I realize now that I don't have power over anything that is deemed healthy to me.
No, it is the opposite. You are the ONLY person who has power over that. You are the only person who can even define what is healthy to you. And you are the best person for the job of taking care of that. Sure, you can get all kinds of help and advice, look for inspiration, and seek out strategies and tools to accomplish your goals. But at the end of the day, no one else can do this for you. And when your brain finally releases, and you stop believing that you are incapable of achieving the change you want, you will become capable (finger-snap!) just like that. And it will be so much easier than you pictured.
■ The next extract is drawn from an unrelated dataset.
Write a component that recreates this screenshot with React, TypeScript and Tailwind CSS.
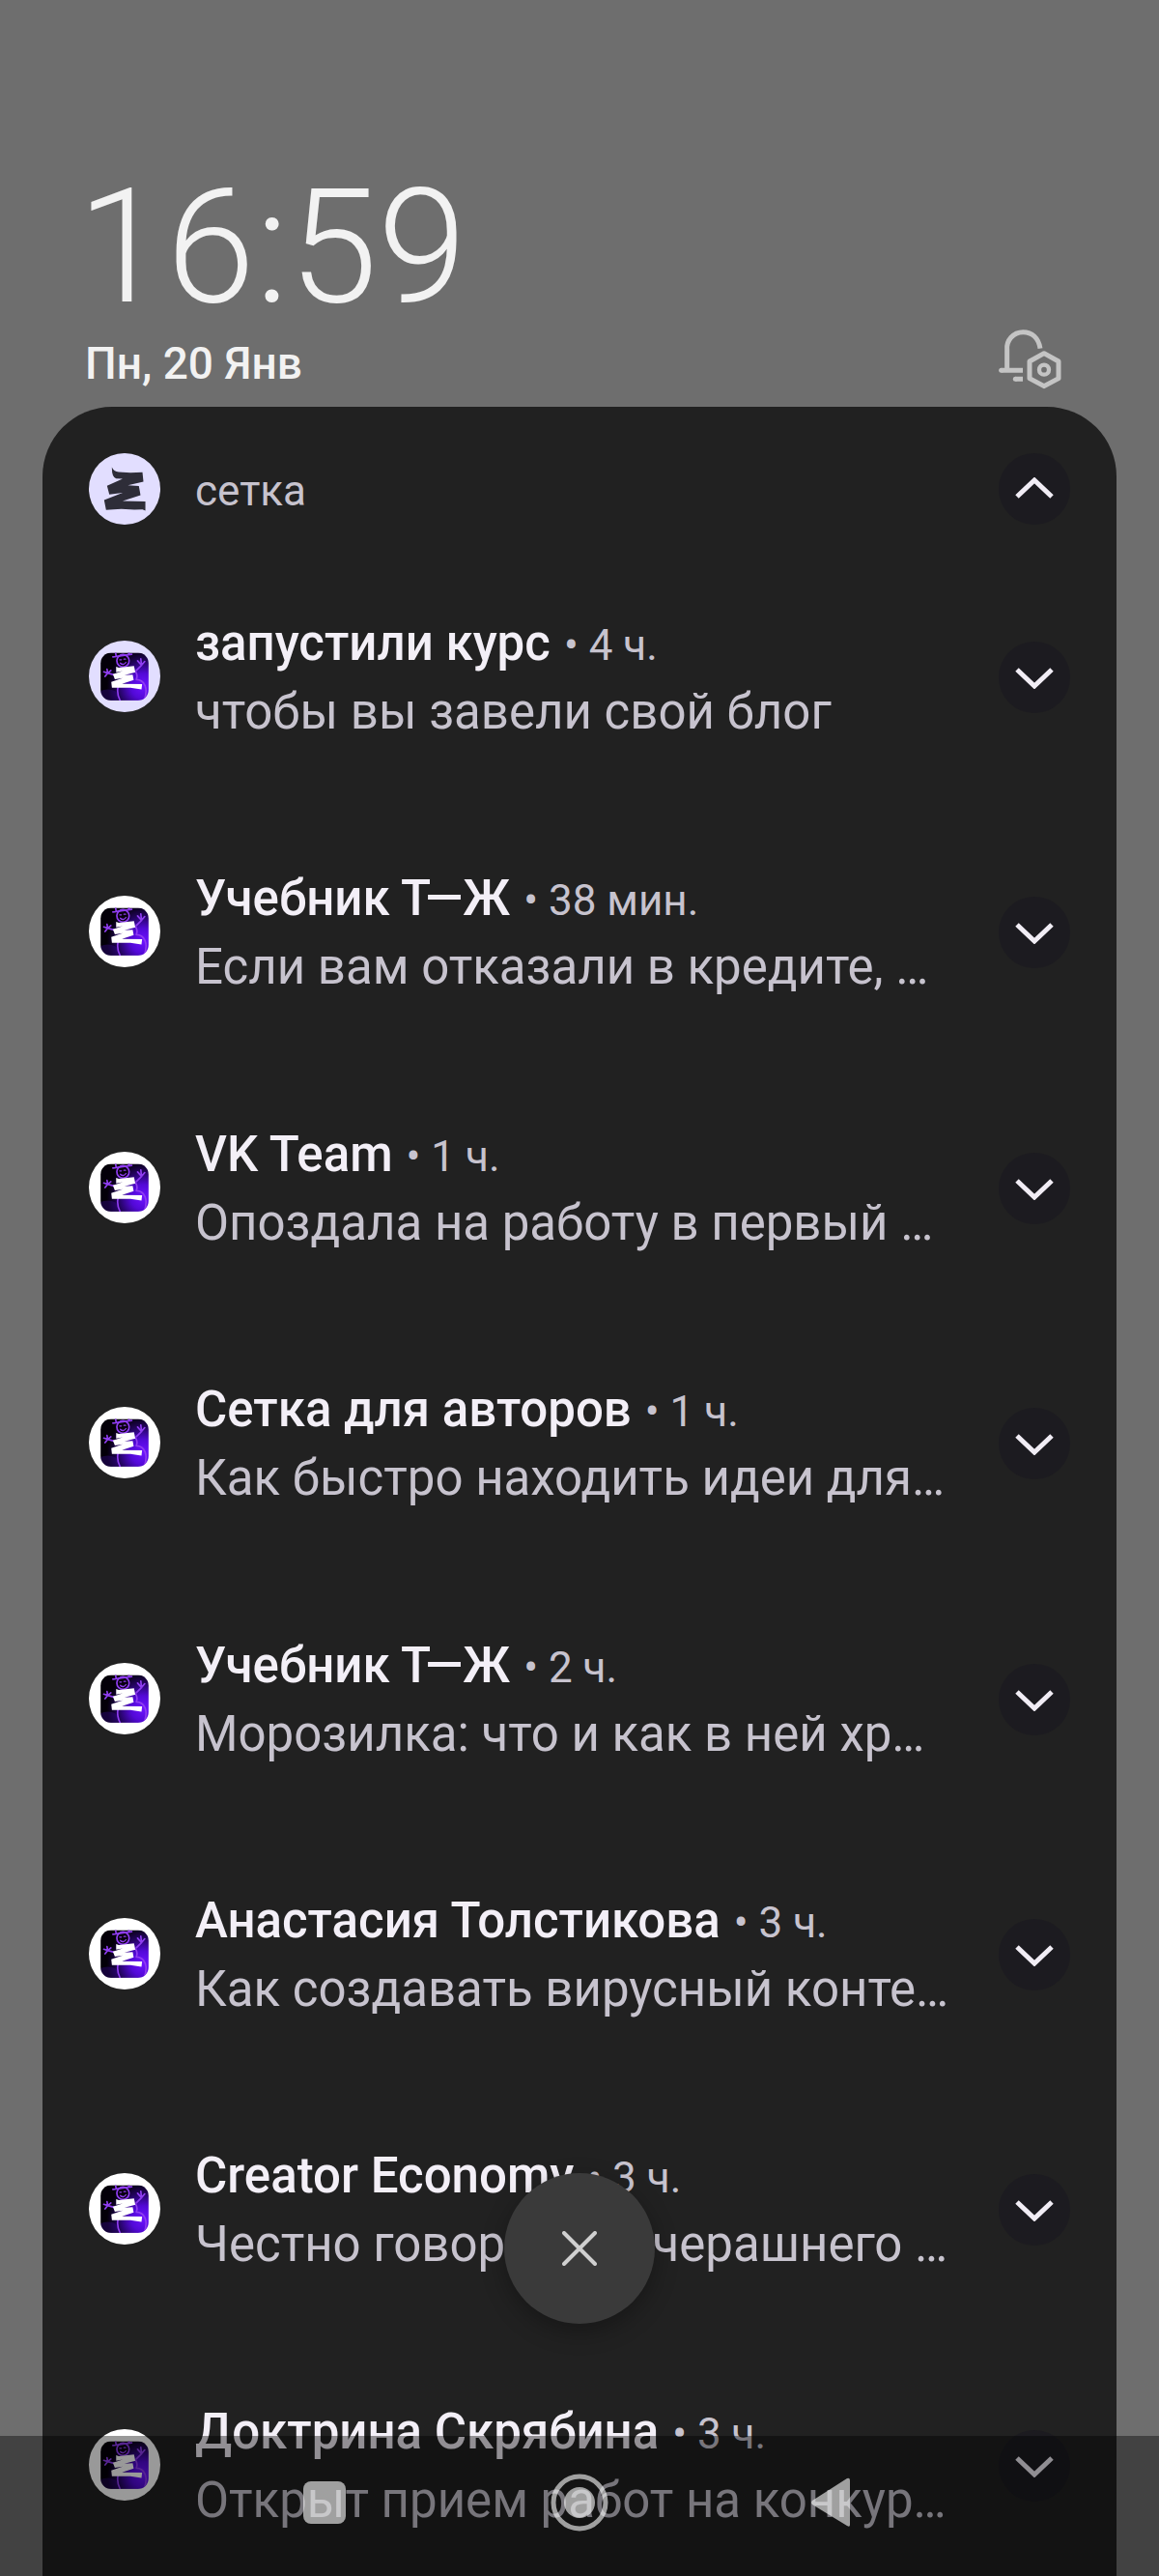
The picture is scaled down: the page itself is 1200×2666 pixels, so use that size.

My wife used to ask me what was stopping me from moving forward. And I would tell her it is my fear. And then I realized, it was more than that... it was pre-emptive. It was "the fear of the fear". I was so afraid of feeling afraid that I was cemented in place, unable to move or even think. Having to deal with my pain, or failure, or the things I did and the choices I made and the damage done... was overwhelming. I felt as though I couldn't handle it even when I wasn't fully seeing myself. It felt like looking deep inside of myself would kill me. It felt like being someone better, or even different, was impossible, fake even. But like most things in life, when it finally happened, it was not only not as bad as I had expected, it was actually easier. Felt better. It was like putting on a bullet-proof jacket. I felt safe, even in the middle of the fire, I felt safe, because being someone I respect was the jacket that protected me from the lies I had told myself my whole life. I am not a perfect person and never will be. And I regret my failures and the damage done to others. But I can still love myself, honestly, and even the communication with myself has improved as a result. I can call out my own bullshit now, and end it before it gets farther than a thought.
You are getting there CAL35. Stop being afraid. The worst has happened and you are still here, and still okay. Hurting, but okay. If you can survive infidelity, you can survive anything.